Writing Dares: The 2013 Collection

Time to light a fire under your muse. Grab a cuppa and get ready to delve into a next volume of the Writing Dare Collection.

We’ve all been there: the scene is guttering like a candle in the wind and now the entire story threatens to fade away before your eyes. Your writing has lost the spark that kept it alive, kept it absorbing and dynamic and fresh. You need to return that spark to it if you want the story and your interest in it to survive. But how?

Allow me to introduce the writing dare. It courts conflict. It’s unexpected. It’s different. And it’s what’s going to rekindle your sputtering scene.

What is a writing dare? It might be a line, a secret, a character, an animal, an event... The list goes on. Your challenge is to include as many or as few of them in your story as you want.

Interested? If so, then...

Writers, I dare you to...

Bring back someone your main character thought was long dead—and they have some bad news.

Turn up the intensity of the weather. If it’s raining, let it flood! If it’s sunny, let your characters fry!

Have your character return to a ransacked house.

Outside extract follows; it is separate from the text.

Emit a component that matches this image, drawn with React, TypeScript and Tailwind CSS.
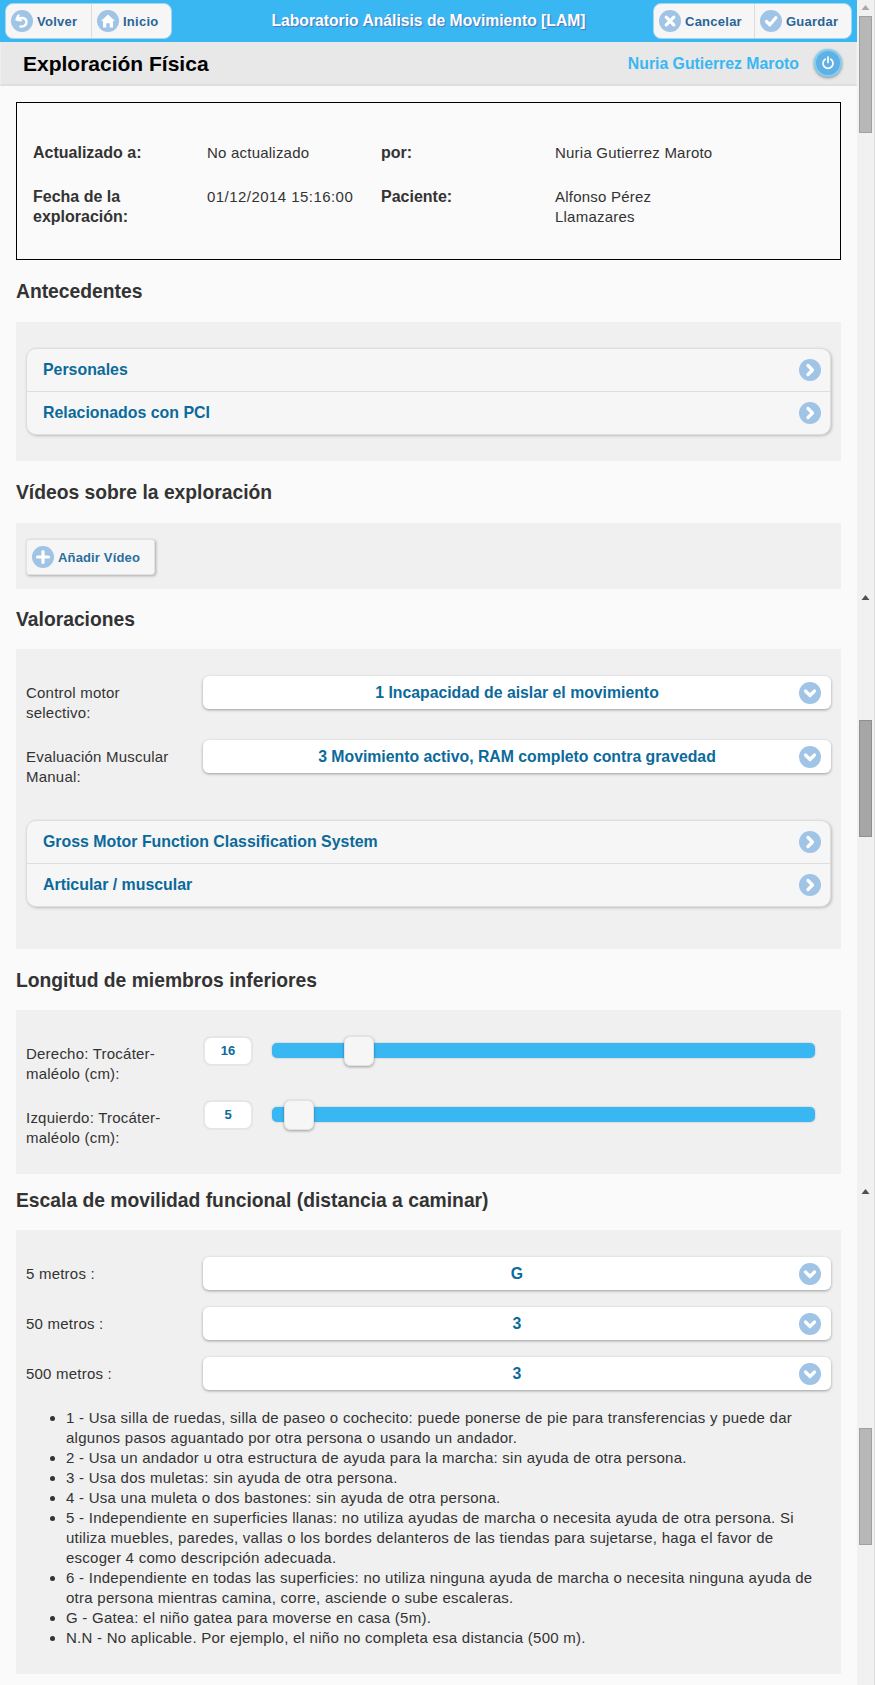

Afflict your characters with some kind of malady—a cough, a cold, or something far more debilitating.

Have your character break something in the next scene (a nail, a vase, a nose... The list goes on).

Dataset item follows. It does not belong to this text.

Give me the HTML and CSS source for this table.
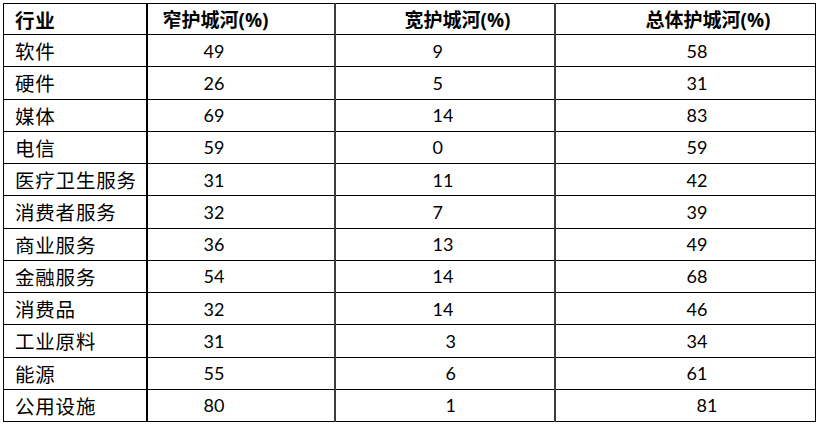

Let some creepy-crawlies loose in your next scene.

Have your character adopt a stray animal.

Have your character eavesdrop on a damning conversation.

Hide a ticking time bomb in your next scene. Will your characters deactivate it or run from it? That is, if they find it in time...

Send a four-legged beast (horse, hippo, angry hamster, etc.) stampeding through your next scene.

Add a suspicious smell to your next scene. When your character investigates, they find something they never expected.

Have your character fall asleep at an inconvenient or life-threatening moment. Will they wake in time?

Send an assassin into your next scene!

Hide a body in somewhere in this chapter.

Rob a character of one of their senses, temporarily or permanently.

Have your character choke on something—their food, their drink, their words...

Have a character hallucinate.

Give a character a bad reaction to something they eat.

Meddle with your reader’s mind: introduce an unreliable narrator to your story.

Have your protagonist do something against their better judgement in the next scene.